Exercise: Output each line exactly as it appears, skipping any embedded picture.

Collected material:
◇ ◇ ◇ ◇

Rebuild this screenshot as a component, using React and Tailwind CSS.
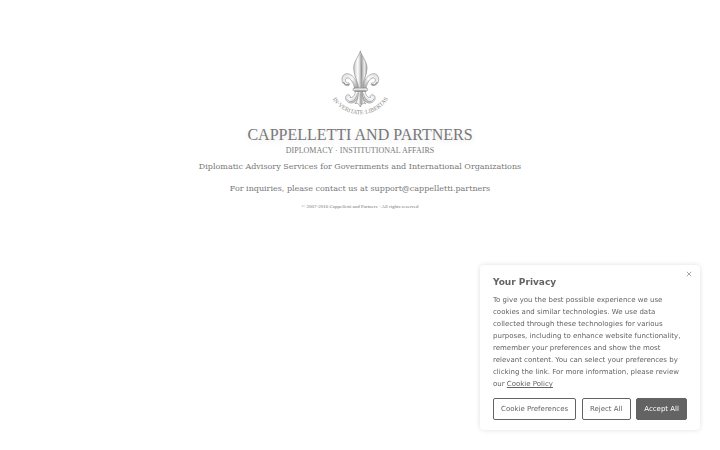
import { useState } from "react";

function Emblem() {
  return (
    <svg viewBox="0 0 210 225" className="w-[70px] h-[75px]" role="img" aria-label="In veritate libertas">
      <defs>
        <linearGradient id="petal" x1="0" x2="1" y1="0" y2="0">
          <stop offset="0" stopColor="#c8c8c8" />
          <stop offset="0.3" stopColor="#fcfcfc" />
          <stop offset="0.48" stopColor="#d8d8d8" />
          <stop offset="0.58" stopColor="#a2a2a2" />
          <stop offset="0.8" stopColor="#ececec" />
          <stop offset="1" stopColor="#a8a8a8" />
        </linearGradient>
        <linearGradient id="curl" x1="0" x2="1" y1="0" y2="1">
          <stop offset="0" stopColor="#dcdcdc" />
          <stop offset="0.5" stopColor="#fafafa" />
          <stop offset="1" stopColor="#999" />
        </linearGradient>
        <g id="side">
          {/* upper side petal with its hooked tip */}
          <path
            d="M99 130 C98 112 89 97 78 90 C65 81 51 88 51 103 C51 115 59 124 72 121 C76 116 72 112 66 114 C59 109 60 100 66 99 C77 98 86 113 89 130 Z"
            fill="url(#curl)"
          />
          <path d="M56 112 C60 120 66 121 71 118" fill="none" stroke="#777" strokeWidth="3" />
          {/* lower scroll */}
          <path
            d="M91 140 C91 150 84 158 76 158 C78 151 71 147 65 151 C58 157 62 171 76 174 C91 176 101 160 102 141 Z"
            fill="url(#curl)"
          />
          <path d="M65 162 C69 169 76 171 82 169 C90 166 95 155 97 146" fill="none" stroke="#888" />
        </g>
      </defs>
      <g stroke="#858585" strokeWidth="1.8" strokeLinejoin="round" strokeLinecap="round">
        <use href="#side" />
        <use href="#side" transform="translate(212 0) scale(-1 1)" />
        <path
          d="M106 19 C100 36 86 50 86 69 C86 91 98 108 102 130 H110 C114 108 126 91 126 69 C126 50 112 36 106 19 Z"
          fill="url(#petal)"
        />
        <path d="M106 29 V126" fill="none" stroke="#aaa" />
        <path d="M108 48 C113 64 112 87 108 108 Z" fill="#969696" stroke="none" />
        <path d="M100 140 C101 157 96 169 90 176 C98 173 102 177 106 186 C110 177 114 173 122 176 C116 169 111 157 112 140 Z" fill="url(#petal)" />
        <path d="M106 144 V176" fill="none" stroke="#999" />
        <rect x="84" y="129" width="44" height="9" rx="4" fill="#e6e6e6" />
        <path d="M89 138 H123" stroke="#747474" fill="none" />
      </g>
      <path id="motto-arc" d="M21 160 C60 223 150 225 191 159" fill="none" />
      <text className="font-['Liberation_Serif',serif] text-[18px]" fill="#888">
        <textPath href="#motto-arc" startOffset="50%" textAnchor="middle">
          IN·VERITATE·LIBERTAS
        </textPath>
      </text>
    </svg>
  );
}

function PrivacyNotice({ onClose }) {
  const outlined = "h-[22px] px-[7px] rounded-xs border border-[#636363] bg-white text-[#636363]";

  return (
    <section
      aria-labelledby="privacy-title"
      className="fixed right-5 bottom-5 w-[220px] rounded-sm bg-white px-[13px] pt-3 pb-2.5 font-['DejaVu_Sans',sans-serif] text-[7px] text-[#636363] shadow-[0_0_5px_rgba(0,0,0,0.13)]"
    >
      <button type="button" aria-label="Close" onClick={onClose} className="absolute top-1 right-1.5 p-0.5">
        <svg viewBox="0 0 8 8" className="size-1.5" stroke="#888" strokeWidth="1" fill="none">
          <path d="M1 1l6 6M7 1L1 7" />
        </svg>
      </button>
      <h2 id="privacy-title" className="text-[9px] leading-2.5 font-bold">Your Privacy</h2>
      <p className="mt-[7px] leading-3">
        To give you the best possible experience we use cookies and similar technologies. We use data collected
        through these technologies for various purposes, including to enhance website functionality, remember your
        preferences and show the most relevant content. You can select your preferences by clicking the link. For more
        information, please review our <a href="#cookie-policy" className="underline">Cookie Policy</a>
      </p>
      <div className="mt-2 flex justify-between whitespace-nowrap">
        <button type="button" className={outlined}>Cookie Preferences</button>
        <button type="button" onClick={onClose} className={outlined}>Reject All</button>
        <button type="button" onClick={onClose} className="h-[22px] px-[7px] rounded-xs border border-[#636363] bg-[#636363] text-white">
          Accept All
        </button>
      </div>
    </section>
  );
}

export default function App() {
  const [showNotice, setShowNotice] = useState(true);

  return (
    <div className="min-h-screen bg-white font-['DejaVu_Serif',serif] text-[#777]">
      <main className="flex flex-col items-center px-4 pt-[45px] text-center">
        <Emblem />
        <h1 className="mt-[5px] font-['Liberation_Serif',serif] text-[16px] leading-5 [text-shadow:0_2px_6px_rgba(0,0,0,0.12)]">
          CAPPELLETTI AND PARTNERS
        </h1>
        <p className="font-['Liberation_Serif',serif] text-[8px] leading-3">DIPLOMACY · INSTITUTIONAL AFFAIRS</p>
        <p className="mt-1 text-[8px] leading-3">
          Diplomatic Advisory Services for Governments and International Organizations
        </p>
        <p className="mt-2.5 text-[8px] leading-3">
          For inquiries, please contact us at support@cappelletti.partners
        </p>
        <p className="mt-2 font-['Liberation_Serif',serif] text-[5px] leading-2">
          © 2007-2016 Cappelletti and Partners · All rights reserved
        </p>
      </main>
      {showNotice && <PrivacyNotice onClose={() => setShowNotice(false)} />}
    </div>
  );
}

◇ ◇ ◇ ◇

Exercise output:
Rebuild this screenshot as a component, using React and Tailwind CSS.
import { useState } from "react";

function Emblem() {
  return (
    <svg viewBox="0 0 210 225" className="w-[70px] h-[75px]" role="img" aria-label="In veritate libertas">
      <defs>
        <linearGradient id="petal" x1="0" x2="1" y1="0" y2="0">
          <stop offset="0" stopColor="#c8c8c8" />
          <stop offset="0.3" stopColor="#fcfcfc" />
          <stop offset="0.48" stopColor="#d8d8d8" />
          <stop offset="0.58" stopColor="#a2a2a2" />
          <stop offset="0.8" stopColor="#ececec" />
          <stop offset="1" stopColor="#a8a8a8" />
        </linearGradient>
        <linearGradient id="curl" x1="0" x2="1" y1="0" y2="1">
          <stop offset="0" stopColor="#dcdcdc" />
          <stop offset="0.5" stopColor="#fafafa" />
          <stop offset="1" stopColor="#999" />
        </linearGradient>
        <g id="side">
          {/* upper side petal with its hooked tip */}
          <path
            d="M99 130 C98 112 89 97 78 90 C65 81 51 88 51 103 C51 115 59 124 72 121 C76 116 72 112 66 114 C59 109 60 100 66 99 C77 98 86 113 89 130 Z"
            fill="url(#curl)"
          />
          <path d="M56 112 C60 120 66 121 71 118" fill="none" stroke="#777" strokeWidth="3" />
          {/* lower scroll */}
          <path
            d="M91 140 C91 150 84 158 76 158 C78 151 71 147 65 151 C58 157 62 171 76 174 C91 176 101 160 102 141 Z"
            fill="url(#curl)"
          />
          <path d="M65 162 C69 169 76 171 82 169 C90 166 95 155 97 146" fill="none" stroke="#888" />
        </g>
      </defs>
      <g stroke="#858585" strokeWidth="1.8" strokeLinejoin="round" strokeLinecap="round">
        <use href="#side" />
        <use href="#side" transform="translate(212 0) scale(-1 1)" />
        <path
          d="M106 19 C100 36 86 50 86 69 C86 91 98 108 102 130 H110 C114 108 126 91 126 69 C126 50 112 36 106 19 Z"
          fill="url(#petal)"
        />
        <path d="M106 29 V126" fill="none" stroke="#aaa" />
        <path d="M108 48 C113 64 112 87 108 108 Z" fill="#969696" stroke="none" />
        <path d="M100 140 C101 157 96 169 90 176 C98 173 102 177 106 186 C110 177 114 173 122 176 C116 169 111 157 112 140 Z" fill="url(#petal)" />
        <path d="M106 144 V176" fill="none" stroke="#999" />
        <rect x="84" y="129" width="44" height="9" rx="4" fill="#e6e6e6" />
        <path d="M89 138 H123" stroke="#747474" fill="none" />
      </g>
      <path id="motto-arc" d="M21 160 C60 223 150 225 191 159" fill="none" />
      <text className="font-['Liberation_Serif',serif] text-[18px]" fill="#888">
        <textPath href="#motto-arc" startOffset="50%" textAnchor="middle">
          IN·VERITATE·LIBERTAS
        </textPath>
      </text>
    </svg>
  );
}

function PrivacyNotice({ onClose }) {
  const outlined = "h-[22px] px-[7px] rounded-xs border border-[#636363] bg-white text-[#636363]";

  return (
    <section
      aria-labelledby="privacy-title"
      className="fixed right-5 bottom-5 w-[220px] rounded-sm bg-white px-[13px] pt-3 pb-2.5 font-['DejaVu_Sans',sans-serif] text-[7px] text-[#636363] shadow-[0_0_5px_rgba(0,0,0,0.13)]"
    >
      <button type="button" aria-label="Close" onClick={onClose} className="absolute top-1 right-1.5 p-0.5">
        <svg viewBox="0 0 8 8" className="size-1.5" stroke="#888" strokeWidth="1" fill="none">
          <path d="M1 1l6 6M7 1L1 7" />
        </svg>
      </button>
      <h2 id="privacy-title" className="text-[9px] leading-2.5 font-bold">Your Privacy</h2>
      <p className="mt-[7px] leading-3">
        To give you the best possible experience we use cookies and similar technologies. We use data collected
        through these technologies for various purposes, including to enhance website functionality, remember your
        preferences and show the most relevant content. You can select your preferences by clicking the link. For more
        information, please review our <a href="#cookie-policy" className="underline">Cookie Policy</a>
      </p>
      <div className="mt-2 flex justify-between whitespace-nowrap">
        <button type="button" className={outlined}>Cookie Preferences</button>
        <button type="button" onClick={onClose} className={outlined}>Reject All</button>
        <button type="button" onClick={onClose} className="h-[22px] px-[7px] rounded-xs border border-[#636363] bg-[#636363] text-white">
          Accept All
        </button>
      </div>
    </section>
  );
}

export default function App() {
  const [showNotice, setShowNotice] = useState(true);

  return (
    <div className="min-h-screen bg-white font-['DejaVu_Serif',serif] text-[#777]">
      <main className="flex flex-col items-center px-4 pt-[45px] text-center">
        <Emblem />
        <h1 className="mt-[5px] font-['Liberation_Serif',serif] text-[16px] leading-5 [text-shadow:0_2px_6px_rgba(0,0,0,0.12)]">
          CAPPELLETTI AND PARTNERS
        </h1>
        <p className="font-['Liberation_Serif',serif] text-[8px] leading-3">DIPLOMACY · INSTITUTIONAL AFFAIRS</p>
        <p className="mt-1 text-[8px] leading-3">
          Diplomatic Advisory Services for Governments and International Organizations
        </p>
        <p className="mt-2.5 text-[8px] leading-3">
          For inquiries, please contact us at support@cappelletti.partners
        </p>
        <p className="mt-2 font-['Liberation_Serif',serif] text-[5px] leading-2">
          © 2007-2016 Cappelletti and Partners · All rights reserved
        </p>
      </main>
      {showNotice && <PrivacyNotice onClose={() => setShowNotice(false)} />}
    </div>
  );
}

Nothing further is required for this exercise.